Alix Kates Shulman is one of my heroes. She was a political activist in the civil rights movement, the anti-war movement, and the feminist movements that informed so much of how I am able to live my life. She helped organize the 1968 Miss America Pageant protest and was a member of Redstockings and Radical New York Feminists among many other groups. I had worked with her in the past, acting as a research assistant for an anthology of Women’s Liberation material and compiling binders full of copies of original documents. When I arrived at her apartment, she had laid the binders out on the table, with some cheese and crackers. “Tea?” I accepted the tea, and began leafing through the binders to find the ‘Women Against Rape' pamphlet I was looking for. It was the stop-sign motif on this pamphlet that I remembered most; the stop sign is also a motif on the back of Riot Grrrl #4. Moreover, Kathleen Hanna had worked in a rape crisis center in Olympia. With Columbia’s campus a hotbed of discussion and activism surrounding sexual assault, and our president elect under investigation following several accusations, how women deal with rape has never felt more relevant to me.

However, as I have become involved with the New York organizing team for the January 2017 March on Washington, it has become clearer and clearer that the urgency expressed in the crossed-out-type-written spelling mistakes of Riot Grrrl and the hastily scrawled additions to mimeographed broadsheets produced by Redstockings is sorely lacking from email chains and Slack channels. Alix called Women's Liberation a "face to face movement," but surely the advancement in communications technology since the 1970s has not diminished our ability to organize and accomplish? While we have the entire internet at our disposal, second wave feminists relied on word of mouth, passing flyers from hand to hand, and a telephone tree to get in contact with each other. Similarly, riot grrrls found each other by referral through other zines, or a friend of a friend, or an advert picked up at a punk rock show. The challenge facing us in the twenty-first century is to figure out how to maintain the level of understanding of these two movements without the forced physical proximity that we are spared thanks to advancements in technology.

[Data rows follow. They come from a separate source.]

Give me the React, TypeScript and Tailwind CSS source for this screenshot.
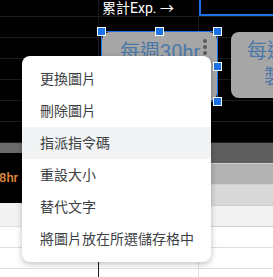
import React from 'react';

const menuItems = ['更換圖片', '刪除圖片', '指派指令碼', '重設大小', '替代文字', '將圖片放在所選儲存格中'];

// rows under the header row, 21px each
const darkRows = [0, 1, 2, 3, 4, 5];
const bands = ['bg-[#5f5f5f]', 'bg-[#b3b3b3]', 'bg-[#d9d9d9]', 'bg-[#f3f3f3]'];
const whiteRows = [0, 1, 2];

const Handle = ({ className }: { className: string }) => (
  <div className={`absolute w-[9px] h-[9px] bg-[#1a73e8] border border-white ${className}`} />
);

const App: React.FC = () => {
  return (
    <div
      className="relative w-[273px] h-[277px] overflow-hidden bg-black"
      style={{ fontFamily: 'Roboto, "Noto Sans CJK TC", sans-serif' }}>
      {/* sheet grid */}
      <div className="flex">
        {/* column A */}
        <div className="w-[99px] flex flex-col border-r border-[#1c1c1c]">
          <div className="h-[17px] border-b border-[#1c1c1c]" />
          {darkRows.map((r) => (
            <div key={`a-dark-${r}`} className="h-[21px] border-b border-[#1c1c1c]" />
          ))}
          <div className="h-[10px] bg-[#6b6b6b]" />
          <div className="h-[50px] flex items-center">
            <span className="ml-[-1px] text-[13px] font-medium text-[#e0873a] whitespace-nowrap">8hr</span>
          </div>
          <div className="h-[24px] bg-[#f3f3f3] border-b border-[#e0e0e0]" />
          {whiteRows.map((r) => (
            <div key={`a-white-${r}`} className="h-[21px] bg-white border-b border-[#e0e0e0]" />
          ))}
        </div>

        {/* columns B and C */}
        <div className="flex-1 flex flex-col">
          <div className="h-[17px] flex border-b border-[#1c1c1c]">
            <div className="w-[100px] pl-[3px] text-[14px] leading-[17px] text-white whitespace-nowrap">累計Exp. →</div>
            <div className="flex-1 border-l-2 border-b-2 border-[#1a73e8]" />
          </div>
          {darkRows.map((r) => (
            <div key={`bc-dark-${r}`} className="h-[21px] flex border-b border-[#1c1c1c]">
              <div className="w-[100px] border-r border-[#1c1c1c]" />
            </div>
          ))}
          {bands.map((b, i) => (
            <div key={`band-${i}`} className={`h-[21px] border-b border-[#d0d0d0] ${b}`} />
          ))}
          {whiteRows.map((r) => (
            <div key={`bc-white-${r}`} className="h-[21px] flex bg-white border-b border-[#e0e0e0]">
              <div className="w-[100px] border-r border-[#e0e0e0]" />
            </div>
          ))}
        </div>
      </div>

      {/* second image on the sheet */}
      <div className="absolute left-[231px] top-[32px] w-[90px] h-[66px] rounded-[8px] bg-[#a6a6a6] overflow-hidden">
        <div className="pl-[16px] pt-[6px] text-[20px] leading-[26px] text-[#4c78a8] whitespace-nowrap">每週20hr</div>
        <div className="pl-[33px] text-[20px] leading-[26px] text-[#4c78a8] whitespace-nowrap">製作</div>
      </div>

      {/* selected image */}
      <div className="absolute left-[101px] top-[31px] w-[117px] h-[71px] border border-[#1a73e8]">
        <div className="relative w-full h-full rounded-[8px] bg-[#a6a6a6] overflow-hidden">
          <div className="pl-[18px] pt-[7px] text-[20px] leading-[26px] text-[#4c78a8] whitespace-nowrap">每週30hr</div>
          <div className="absolute right-[10px] top-[7px] flex flex-col gap-[2px]">
            <span className="w-[4px] h-[4px] rounded-full bg-[#5a5a5a]" />
            <span className="w-[4px] h-[4px] rounded-full bg-[#5a5a5a]" />
            <span className="w-[4px] h-[4px] rounded-full bg-[#5a5a5a]" />
          </div>
        </div>
        <Handle className="left-[-5px] top-[-5px]" />
        <Handle className="left-[53px] top-[-5px]" />
        <Handle className="right-[-5px] top-[-5px]" />
        <Handle className="right-[-5px] top-[30px]" />
        <Handle className="right-[-5px] bottom-[-5px]" />
      </div>

      {/* context menu */}
      <div className="absolute left-[22px] top-[56px] w-[189px] py-[7px] bg-white rounded-[8px] shadow-[0_2px_6px_rgba(0,0,0,0.25)]">
        {menuItems.map((item, index) => (
          <div
            key={`menu-${index}`}
            className={`h-[32px] pl-[18px] flex items-center text-[14px] text-[#3c4043] whitespace-nowrap ${
              index === 2 ? 'bg-[#f1f3f4]' : ''
            }`}>
            {item}
          </div>
        ))}
      </div>
    </div>
  );
};

export default App;
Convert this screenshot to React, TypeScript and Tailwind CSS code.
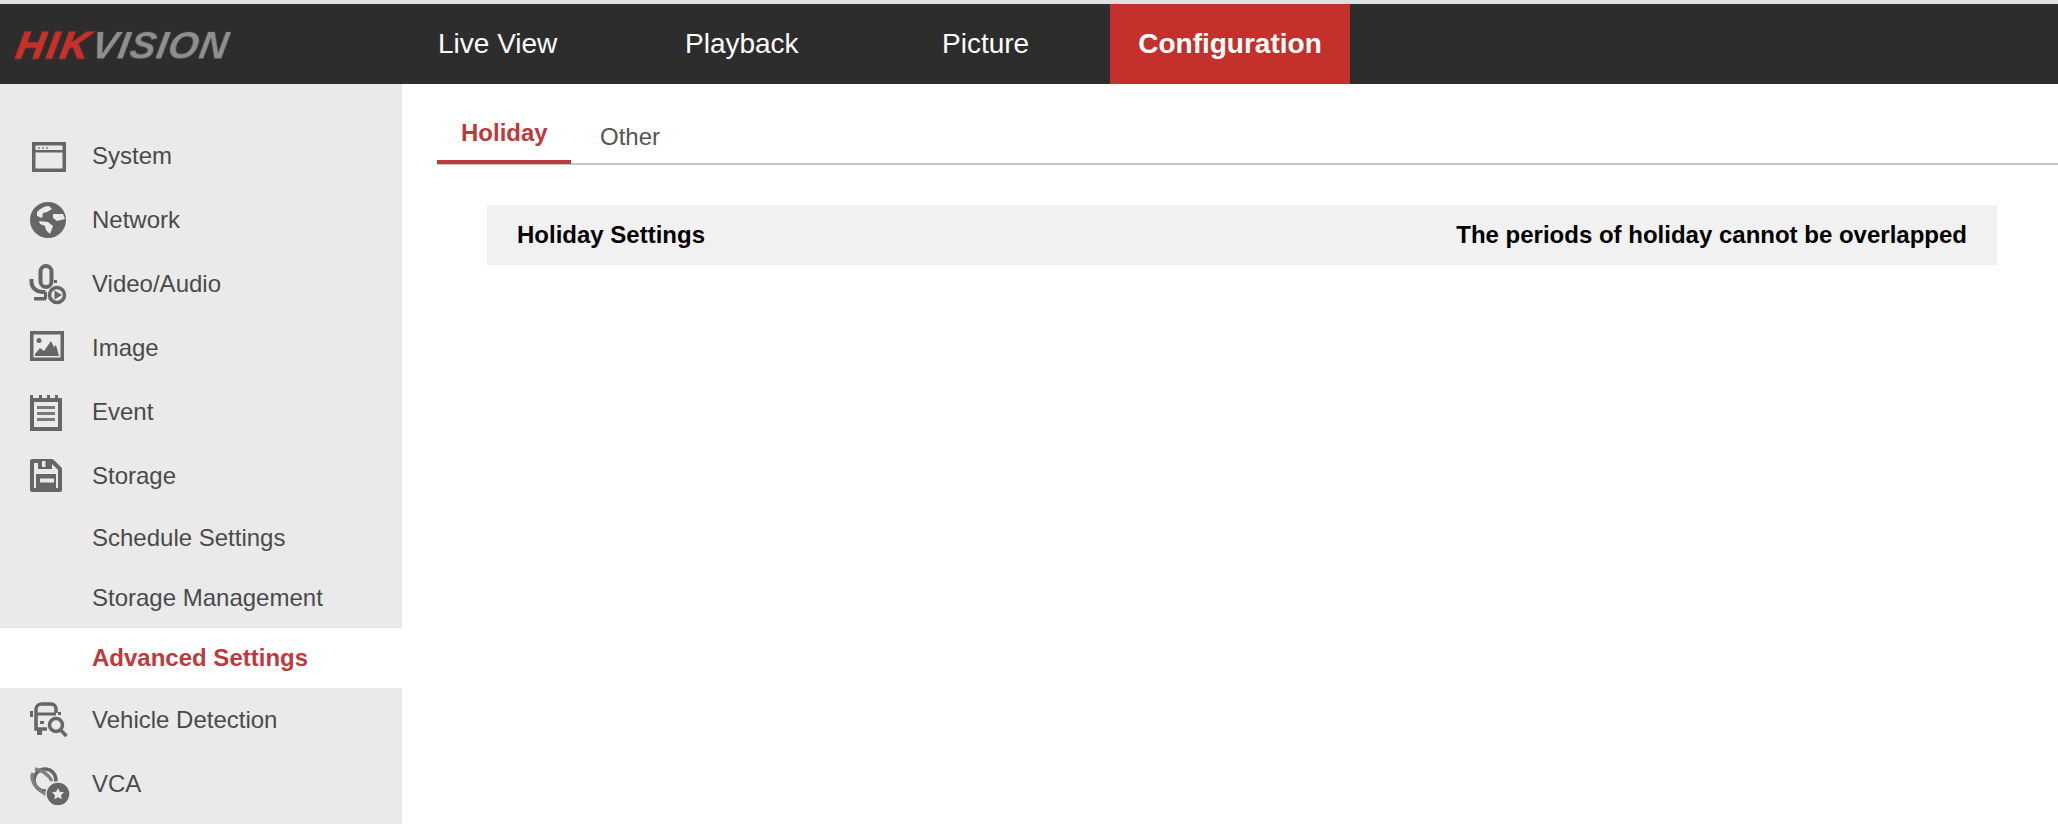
import type { ReactNode } from "react";

const ink = "#666666";
const iconClass = "overflow-visible blur-[0.4px]";

const SystemIcon = () => (
  <svg width="40" height="40" viewBox="0 0 40 40" className={iconClass}>
    <rect x="5.75" y="7.75" width="30.5" height="26.5" fill="none" stroke={ink} strokeWidth="3.5" />
    <rect x="5" y="14" width="32" height="2.5" fill={ink} />
    <rect x="10" y="11" width="2" height="2" fill="#999999" />
    <rect x="14" y="11" width="2" height="2" fill="#999999" />
    <rect x="18" y="11" width="2" height="2" fill="#999999" />
  </svg>
);

const NetworkIcon = () => (
  <svg width="40" height="40" viewBox="0 0 40 40" className={iconClass}>
    <circle cx="20" cy="20" r="18" fill={ink} />
    <path d="M9 12c3-3 7-6 12-6l3 3-5 3-4 1-1 5-5-2zM25 14l10 0 2 5-8 2-4-3zM11 21l9 1 5 4-3 8-4-4-1-4-5-2z" fill="#eaeaea" />
  </svg>
);

const VideoIcon = () => (
  <svg width="40" height="40" viewBox="0 0 40 40" className={iconClass}>
    <rect x="12.5" y="2" width="11" height="21" rx="5.5" fill="none" stroke={ink} strokeWidth="4" />
    <path d="M3.5 15v3c0 6 5 10 12 10h2" fill="none" stroke={ink} strokeWidth="4" />
    <rect x="16" y="28" width="3" height="7" fill={ink} />
    <rect x="6" y="33" width="12" height="3.5" fill={ink} />
    <rect x="26" y="16" width="3" height="3" fill={ink} />
    <circle cx="29" cy="31" r="7.5" fill="#eaeaea" stroke={ink} strokeWidth="3.5" />
    <path d="M26.5 26.5l7.5 4.5-7.5 4.5z" fill={ink} />
  </svg>
);

const ImageIcon = () => (
  <svg width="40" height="40" viewBox="0 0 40 40" className={iconClass}>
    <rect x="3.75" y="4.75" width="30.5" height="26.5" fill="none" stroke={ink} strokeWidth="3.5" />
    <circle cx="11" cy="12.5" r="2.5" fill={ink} />
    <path d="M7 28v-2l5-6 4 3 7-10 3 6 2-2 3 11z" fill={ink} />
  </svg>
);

const EventIcon = () => (
  <svg width="40" height="40" viewBox="0 0 40 40" className={iconClass}>
    <rect x="4" y="8" width="28" height="29" fill="none" stroke={ink} strokeWidth="4" />
    <path d="M2 3h3v6H2zM11 3h3v6h-3zM19 3h3v6h-3zM27 3h3v6h-3z" fill={ink} />
    <path d="M9 14h18v3H9zM9 20h18v3H9zM9 26h18v3H9z" fill="#7a7a7a" />
  </svg>
);

const StorageIcon = () => (
  <svg width="40" height="40" viewBox="0 0 40 40" className={iconClass}>
    <path d="M4 5h20l8 8v21H4z" fill="none" stroke={ink} strokeWidth="4" strokeLinejoin="round" />
    <rect x="10" y="4" width="14" height="9" fill={ink} />
    <rect x="14" y="5" width="3.5" height="6" fill="#eaeaea" />
    <rect x="8" y="18" width="20" height="14" fill={ink} />
    <rect x="12" y="22.5" width="14" height="4" fill="#eaeaea" />
  </svg>
);

const VehicleIcon = () => (
  <svg width="40" height="40" viewBox="0 0 40 40" className={iconClass}>
    <path d="M8 25V9c0-3 3-5 6-5h9c3 0 5 2 5 5v4" fill="none" stroke={ink} strokeWidth="3.5" />
    <path d="M9 14h19" stroke={ink} strokeWidth="3" />
    <path d="M8 24v5h11" fill="none" stroke={ink} strokeWidth="3.5" />
    <path d="M9 29h5v6H9zM2 11h3v6H2zM30 12h3v3h-3zM12 21h4v3h-4z" fill={ink} />
    <circle cx="28" cy="25" r="6.5" fill="none" stroke={ink} strokeWidth="3.5" />
    <path d="M32.5 30l6 6" stroke={ink} strokeWidth="3.5" />
  </svg>
);

const VcaIcon = () => (
  <svg width="40" height="40" viewBox="0 0 40 40" className={iconClass}>
    <circle cx="17" cy="16" r="11" fill="none" stroke={ink} strokeWidth="3.5" />
    <path d="M5 9c-3 6 2 15 11 20l3 2M7 5c7 1 13 5 17 12" fill="none" stroke="#808080" strokeWidth="3.5" />
    <circle cx="30" cy="30" r="12" fill={ink} stroke="#eaeaea" strokeWidth="1.5" />
    <path d="M30 24l1.8 3.8 4.2.5-3 2.9.8 4.1-3.8-2-3.8 2 .8-4.1-3-2.9 4.2-.5z" fill="#eaeaea" />
  </svg>
);

const MenuRow = ({ icon, label }: { icon: ReactNode; label: string }) => (
  <div className="h-16 pl-7 flex items-center gap-6 text-[24px] text-[#4a4a4a]">
    <span className="w-10 h-10 shrink-0">{icon}</span>
    <span>{label}</span>
  </div>
);

const SubRow = ({ label, active }: { label: string; active?: boolean }) => (
  <div
    className={`h-[60px] pl-[92px] flex items-center text-[24px] ${
      active ? "bg-white font-bold text-[#bd3a3c]" : "text-[#4a4a4a]"
    }`}
  >
    {label}
  </div>
);

const navItems = [
  { label: "Live View", width: "w-[247px]" },
  { label: "Playback", width: "w-[257px]" },
  { label: "Picture", width: "w-[168px]" },
];

export default function App() {
  return (
    <div className="h-[824px] overflow-hidden bg-white font-['Liberation_Sans',Arial,sans-serif]">
      <div className="h-1 bg-[#e0e0e0]" />
      <header className="h-20 bg-[#2d2d2d] flex">
        <div className="w-[438px] pl-[17px] flex items-center">
          <span className="inline-block -skew-x-[10deg] italic font-bold text-[39px] leading-none blur-[0.6px]">
            <span className="text-[#c8302a] tracking-[2.6px] [-webkit-text-stroke:1.2px_#c8302a]">HIK</span>
            <span className="text-[#8f8f8f] tracking-[0.8px]">VISION</span>
          </span>
        </div>
        {navItems.map((item) => (
          <div key={item.label} className={`${item.width} flex items-center text-[28px] text-white`}>
            {item.label}
          </div>
        ))}
        <div className="w-60 bg-[#c4302b] flex items-center justify-center text-[28px] font-bold text-white">
          Configuration
        </div>
      </header>
      <div className="flex h-[740px]">
        <aside className="w-[402px] shrink-0 bg-[#eaeaea] pt-10">
          <MenuRow icon={<SystemIcon />} label="System" />
          <MenuRow icon={<NetworkIcon />} label="Network" />
          <MenuRow icon={<VideoIcon />} label="Video/Audio" />
          <MenuRow icon={<ImageIcon />} label="Image" />
          <MenuRow icon={<EventIcon />} label="Event" />
          <MenuRow icon={<StorageIcon />} label="Storage" />
          <SubRow label="Schedule Settings" />
          <SubRow label="Storage Management" />
          <SubRow label="Advanced Settings" active />
          <MenuRow icon={<VehicleIcon />} label="Vehicle Detection" />
          <MenuRow icon={<VcaIcon />} label="VCA" />
        </aside>
        <main className="flex-1 pl-[35px]">
          <div className="h-[81px] flex border-b-2 border-[#c6c6c6] text-[24px]">
            <div className="w-[134px] h-[80px] border-b-4 border-[#bd3a3c] pl-6 pt-[33px] font-bold text-[#bd3a3c] leading-[32px]">
              Holiday
            </div>
            <div className="pl-[29px] pt-[37px] text-[#555555] leading-[32px]">Other</div>
          </div>
          <div className="ml-[50px] mr-[61px] mt-10 h-[60px] px-[30px] bg-[#f1f1f1] flex items-center justify-between text-[24px] font-bold text-black">
            <span>Holiday Settings</span>
            <span>The periods of holiday cannot be overlapped</span>
          </div>
        </main>
      </div>
    </div>
  );
}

Alix handed me a napkin with my tea. “I thought you’d enjoy this,” she said, smiling. The napkin is printed with what looks like a refrigerator advert from the fifties. A woman with perfectly coiffed hair, a slim waist, wearing red lipstick gestures grinning at an open and fully stocked fridge. The words “make your own damn dinner” are printed over the picture. When we sit down to talk about the 2016 Election, Riot Grrrl, rape activism, abortions (she’s had four), and her experience in the movement, she is straightforward, honest, and articulate. And just a tad conspiratorial.